I continued along I-90 toward Rapid City, and encountered another string of irresistible abandoned ranch and farm buildings.  Honestly, if I had an unlimited amount of time to explore, I’d still be out there!  Anyway, I’m including photos of a few of the ones I saw here.  One place in particular, visible in the distance on the north side of I-90, must have been a beautiful spread in its prime.

Abandoned Ranch along I-90. Must have been beautiful in its prime!

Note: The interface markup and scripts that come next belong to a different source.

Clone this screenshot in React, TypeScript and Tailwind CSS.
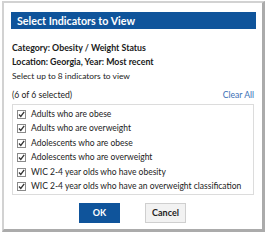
import React from "react"

const items = [
  "Adults who are obese",
  "Adults who are overweight",
  "Adolescents who are obese",
  "Adolescents who are overweight",
  "WIC 2-4 year olds who have obesity",
  "WIC 2-4 year olds who have an overweight classification",
]

function Check() {
  return (
    <svg width="9" height="9" viewBox="0 0 9 9" className="shrink-0">
      <rect x="0.5" y="0.5" width="8" height="8" fill="#fff" stroke="#8a8a8a" />
      <path d="M2 4.5 L3.8 6.5 L7.2 1.8" fill="none" stroke="#333" strokeWidth="1.3" />
    </svg>
  )
}

export default function App() {
  return (
    <div className="w-[269px] h-[236px] bg-white pl-[2px] pt-[1px]" style={{ fontFamily: "Lato, 'Open Sans', sans-serif" }}>
      <div className="w-[263px] h-[231px] border-l-2 border-t-2 border-r-[3px] border-b-[3px] border-l-[#d2d2d2] border-t-[#d2d2d2] border-r-[#ababab] border-b-[#ababab] pt-[9px] pl-[7px] pr-[6px] flex flex-col">
        <div className="h-[17px] bg-[#0f549b] text-white font-bold text-[10.7px] leading-[17px] pl-[6px]">
          Select Indicators to View
        </div>
        <div className="pl-[1px] pr-[2px] text-[#1a1a1a]">
          <div className="mt-[12px] font-bold text-[8.8px] leading-[14px]">Category: Obesity / Weight Status</div>
          <div className="font-bold text-[8.8px] leading-[14px]">Location: Georgia, Year: Most recent</div>
          <div className="text-[8.4px] leading-[15px] text-[#222]">Select up to 8 indicators to view</div>
          <div className="mt-[4px] flex justify-between text-[8.6px] leading-[14px]">
            <span>(6 of 6 selected)</span>
            <span className="text-[#3a70b6]">Clear All</span>
          </div>
          <div className="mt-[2px] border border-[#dcdcdc] pl-[4px] pt-[2px] flex flex-col">
            {items.map((t) => (
              <div key={t} className="flex items-center gap-[5px] h-[14.5px] text-[8.5px] text-[#222] whitespace-nowrap">
                <Check />
                <span>{t}</span>
              </div>
            ))}
          </div>
          <div className="mt-[8px] flex justify-center gap-[25px] pr-[1px]">
            <div className="w-[41px] h-[20px] bg-[#0f549b] text-white font-bold text-[9px] flex items-center justify-center">OK</div>
            <div className="w-[41px] h-[20px] bg-[#f2f2f2] border border-[#cfcfcf] text-[#222] font-bold text-[9px] flex items-center justify-center">Cancel</div>
          </div>
        </div>
      </div>
    </div>
  )
}
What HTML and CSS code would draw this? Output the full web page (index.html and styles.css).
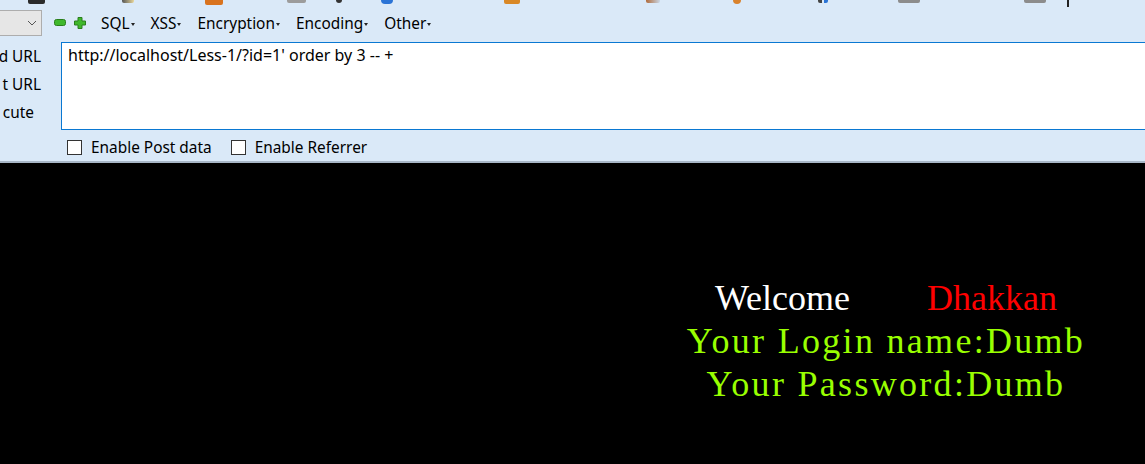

Arriving in Rapid City, I checked into a hotel for the night and headed for Mount Rushmore.  I had hoped to see an impressive presentation that evening.  It’s a long, winding drive up into the mountains to get to the park. There are a few restaurants at the park entrance, mostly bar-and-grill affairs with limited menus.  So, I recommend eating in Rapid City before heading up toward the park.    I’d heard from family members about a light show and ceremony presented each evening, and so I arrived early to get a good position for photos.  I have to admit, though, I was disappointed.  First of all, no one could reach the main viewing area because of construction (turns out they were building out the area for the upcoming 4th of July event featuring President Trump and other dignitaries.)  The lights illuminating the faces of the presidents were surprisingly dim.  Then the program began.  Ranger Rick (can’t recall the gentleman’s surname) announced that we would all sing the national anthem (an event in which I am always happy to participate.)  Then he played a 10-minute recording of his own voice, speaking in (somewhat melodramatic tones) about the historical importance of the park, the monument, and the individuals depicted.  It was all pretty underwhelming, and it lasted something like 30 minutes end-to-end.  I’m sure the entire Rushmore-at-night experience is a little better when the main viewing area isn’t closed off, but I’d still have trouble recommending it.  The drive back down from the park to Rapid City is also extremely dark and somewhat treacherous at night.  So, if you’re doing that drive please be very cautious.